Vuelve el fútbol. Los aficionados a este deporte de masas sentimos ya el nerviosismo revoloteando en el estómago, mientras que en una permanente lucha de contrarios, sus detractores continúan repitiendo los mismos tópicos de siempre: “El fútbol es el nuevo opio del pueblo” o “¿Cómo te puede gustar ver un partido de fútbol con los millones que cobran los futbolistas?” Y, precisamente, a todos estos mensajes contra el deporte rey quisiera contestar basándome humildemente en mi propia experiencia.
Comencé a aficionarme al fútbol en la temporada 2005-2006, con apenas diez años. La recuerdo como si no hubiese pasado el tiempo: el declive de los galácticos y mi admiración -siendo más merengue que el césped del Bernabéu- por la magia de Ronaldinho, quizás el jugador más espectacular que nunca he visto.
En esta época en la que Internet aún era un lujo, seguía los partidos a través de una radio que mi madre me regaló. Con los auriculares puestos, los domingos de aquel chico tímido comenzaron a cobrar sentido. Fuera donde fuese, en ese día de la semana que nos sabe a otoño, me acompañaba mi radio y, con ella, las emociones que rodean al fútbol en el sentir de un inocente. Cada partido me lo imaginaba tras las ondas, viendo a través del oído las bicicletas de Robinho, hasta desconectar al completo del mundo sensible cuando el comentarista decía eso de “¿Quién ganará? Minuto 88 y el partido va aún empate”.

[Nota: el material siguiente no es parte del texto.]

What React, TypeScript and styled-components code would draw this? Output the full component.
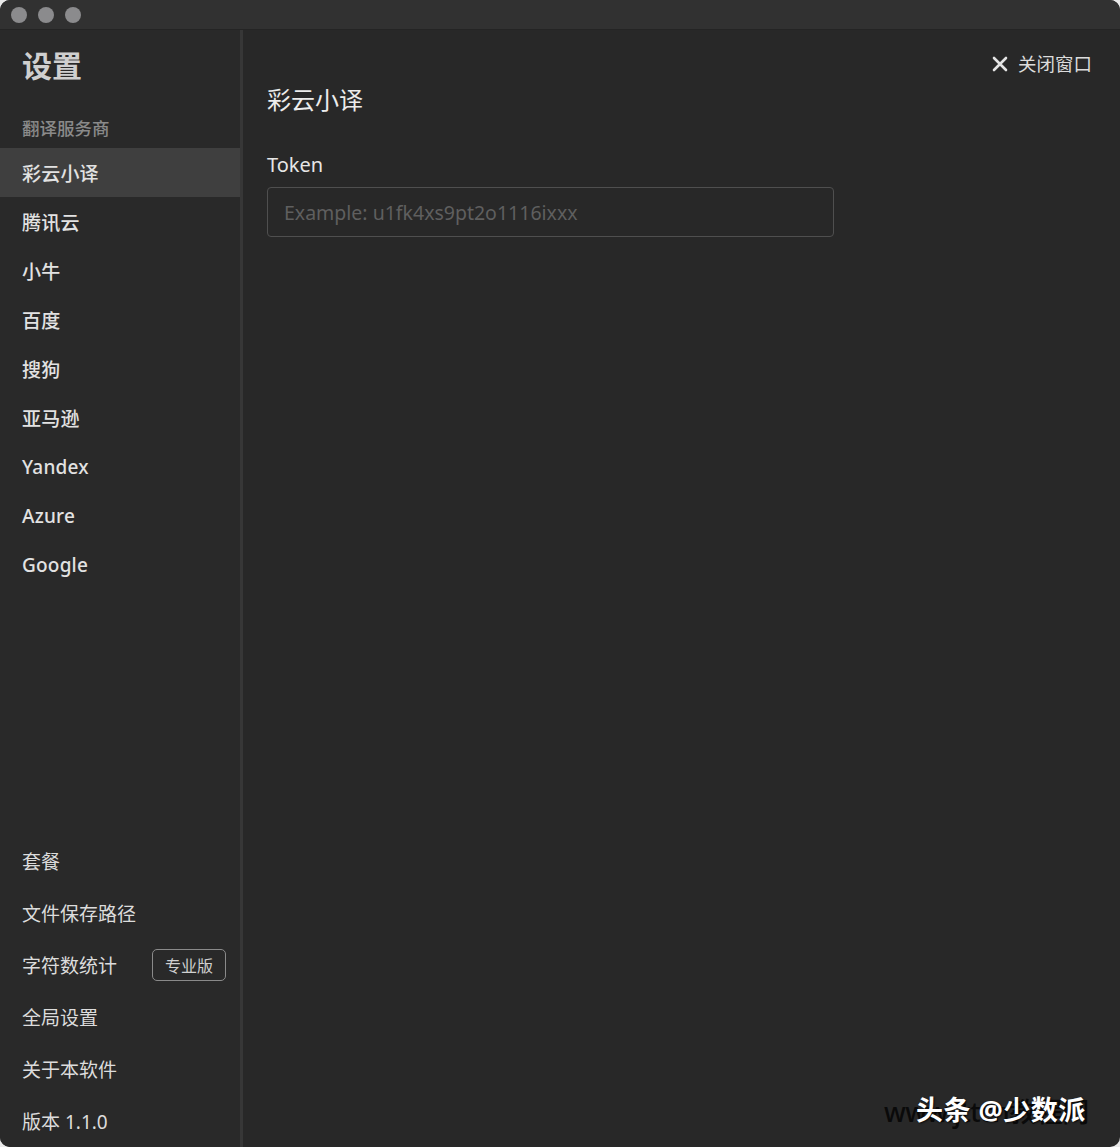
import React, { useState } from 'react';
import styled, { createGlobalStyle } from 'styled-components';

const GlobalStyle = createGlobalStyle`
  html, body {
    margin: 0;
    padding: 0;
    background: #e9e9e9;
  }
  * {
    box-sizing: border-box;
  }
`;

const FONT = `"Noto Sans", "Noto Sans CJK SC", sans-serif`;

const Window = styled.div`
  position: relative;
  width: 1120px;
  height: 1147px;
  border-radius: 10px;
  overflow: hidden;
  background: #282828;
  font-family: ${FONT};
  display: flex;
  flex-direction: column;
`;

const TitleBar = styled.div`
  height: 30px;
  flex-shrink: 0;
  background: #313131;
  border-bottom: 1px solid #242424;
  display: flex;
  align-items: center;
  gap: 11px;
  padding-left: 11px;
`;

const Light = styled.span`
  width: 16px;
  height: 16px;
  border-radius: 50%;
  background: #8b8b8d;
`;

const Body = styled.div`
  flex: 1;
  display: flex;
  min-height: 0;
`;

const Sidebar = styled.nav`
  width: 243px;
  flex-shrink: 0;
  background: #292929;
  border-right: 3px solid #373737;
  display: flex;
  flex-direction: column;
`;

const SideTitle = styled.h1`
  margin: 16px 0 0;
  padding-left: 22px;
  font-size: 30px;
  line-height: 40px;
  font-weight: 700;
  color: #cfcfcf;
`;

const GroupLabel = styled.div`
  margin: 31px 0 9px;
  padding-left: 22px;
  font-size: 17.5px;
  line-height: 22px;
  color: #8a8a8a;
  font-weight: 500;
`;

const ProviderItem = styled.div<{ $active?: boolean }>`
  height: 49px;
  display: flex;
  align-items: center;
  padding-left: 22px;
  font-size: 19px;
  font-weight: 500;
  letter-spacing: 0.2px;
  color: #e2e2e2;
  background: ${(p) => (p.$active ? '#3f3f3f' : 'transparent')};
  cursor: pointer;
`;

const Spacer = styled.div`
  flex: 1;
`;

const BottomItem = styled.div`
  height: 52px;
  display: flex;
  align-items: center;
  justify-content: space-between;
  padding: 0 14px 0 22px;
  font-size: 19px;
  color: #dcdcdc;
`;

const ProBadge = styled.span`
  display: inline-flex;
  align-items: center;
  justify-content: center;
  width: 74px;
  height: 32px;
  border: 1.5px solid #8a8a8a;
  border-radius: 5px;
  font-size: 16px;
  color: #d0d0d0;
`;

const Main = styled.main`
  flex: 1;
  display: flex;
  flex-direction: column;
  padding: 0 28px 0 24px;
`;

const CloseRow = styled.div`
  margin-top: 22px;
  display: flex;
  justify-content: flex-end;
`;

const CloseButton = styled.button`
  display: flex;
  align-items: center;
  gap: 10px;
  background: none;
  border: none;
  padding: 0;
  font-family: ${FONT};
  font-size: 18.5px;
  line-height: 24px;
  color: #dcdcdc;
  cursor: pointer;
`;

const PageTitle = styled.h2`
  margin: 8px 0 0;
  font-size: 24px;
  line-height: 32px;
  font-weight: 400;
  color: #ececec;
`;

const FieldLabel = styled.label`
  margin-top: 36px;
  font-size: 20px;
  line-height: 26px;
  color: #e6e6e6;
`;

const TokenInput = styled.input`
  margin-top: 9px;
  width: 567px;
  height: 50px;
  background: transparent;
  border: 1.5px solid #4f4f4f;
  border-radius: 4px;
  padding: 0 16px;
  font-family: ${FONT};
  font-size: 19.5px;
  color: #e6e6e6;
  outline: none;
  &::placeholder {
    color: #5f5f5f;
  }
`;

const Watermark = styled.div`
  position: absolute;
  right: 8px;
  bottom: 20px;
  width: 228px;
  height: 38px;
  pointer-events: none;
`;

const WatermarkBack = styled.span`
  position: absolute;
  left: 0;
  top: 2px;
  font-family: ${FONT};
  font-size: 27px;
  font-weight: 500;
  color: #0a0a0a;
  letter-spacing: -0.5px;
  white-space: nowrap;
`;

const WatermarkFront = styled.span`
  position: absolute;
  left: 32px;
  top: 0;
  font-family: ${FONT};
  font-size: 27px;
  font-weight: 700;
  letter-spacing: 0.5px;
  color: #ffffff;
  text-shadow: 1px 1px 2px rgba(0, 0, 0, 0.7);
  white-space: nowrap;
`;

const providers = ['彩云小译', '腾讯云', '小牛', '百度', '搜狗', '亚马逊', 'Yandex', 'Azure', 'Google'];

const CloseIcon = () => (
  <svg width="16" height="16" viewBox="0 0 16 16">
    <path d="M2 2 L14 14 M14 2 L2 14" stroke="#e4e4e4" strokeWidth="2.6" strokeLinecap="round" />
  </svg>
);

const App: React.FC = () => {
  const [active, setActive] = useState('彩云小译');

  return (
    <>
      <GlobalStyle />
      <Window>
        <TitleBar>
          <Light />
          <Light />
          <Light />
        </TitleBar>
        <Body>
          <Sidebar>
            <SideTitle>设置</SideTitle>
            <GroupLabel>翻译服务商</GroupLabel>
            {providers.map((name) => (
              <ProviderItem key={name} $active={name === active} onClick={() => setActive(name)}>
                {name}
              </ProviderItem>
            ))}
            <Spacer />
            <BottomItem>套餐</BottomItem>
            <BottomItem>文件保存路径</BottomItem>
            <BottomItem>
              字符数统计
              <ProBadge>专业版</ProBadge>
            </BottomItem>
            <BottomItem>全局设置</BottomItem>
            <BottomItem>关于本软件</BottomItem>
            <BottomItem>版本 1.1.0</BottomItem>
          </Sidebar>
          <Main>
            <CloseRow>
              <CloseButton>
                <CloseIcon />
                关闭窗口
              </CloseButton>
            </CloseRow>
            <PageTitle>{active}</PageTitle>
            <FieldLabel>Token</FieldLabel>
            <TokenInput placeholder="Example: u1fk4xs9pt2o1116ixxx" />
          </Main>
        </Body>
        <Watermark>
          <WatermarkBack>www.jttcn教程网</WatermarkBack>
          <WatermarkFront>头条 @少数派</WatermarkFront>
        </Watermark>
      </Window>
    </>
  );
};

export default App;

Desde la adolescencia, cogí la rutina de ver el fútbol en los bares de mi pueblo, San José del Valle, y en la Venta de Jédula cuando iba a visitar a mi familia materna. Tendré grabada eternamente la imagen del brillo en los ojos de mi padre -mi mentor futbolero- cuando marcaba un gol importante el Real Madrid. En los bares, gracias al fútbol, comencé a entender la importancia de tener una identidad colectiva que nos ayude a llevar esta vida con la mayor entereza posible. Lo reconozco, soy de los que cuento mis años por temporadas y asocio desamores con eventos futbolísticos de transcendencia.
El fútbol me ha dado valores vitales -los que aún perduran, pese al negocio negro que lo rodea-. Gracias a él he hecho público sobresaltos y gritos de euforia que en la rutina diaria tengo que ocultar para no ser tachado de loco. Que la vida son noventa minutos sin prórroga, en los que nos da tiempo de cambiar de táctica tantas veces como queramos y que para no caer en el olvido, tenemos que pelear hasta el final contra las imposiciones del tiempo. El verbo rendirse nunca se debe conjugar ni en el fútbol ni en nuestras vidas. Con tantos quehaceres apuntados en agendas, en esta sociedad completamente mecanizada, es bueno dejar hablar también a nuestros sentimientos, aunque solo sea por unas horas.
Pueden tener razón los moralistas que se niegan a evadirse de la realidad -como si sus idiosincrasias puritanas no fueran también productos de la manipulación mediática- cintando sus miles de tópicos. Si el fútbol es un opio, quiero consumirlo hasta el fin de mis días. Hoy vuelve el fútbol y ya veo de forma diferente mi mundo.
Por cierto, en el derbi sevillano, voy con el Betis, manque pierda.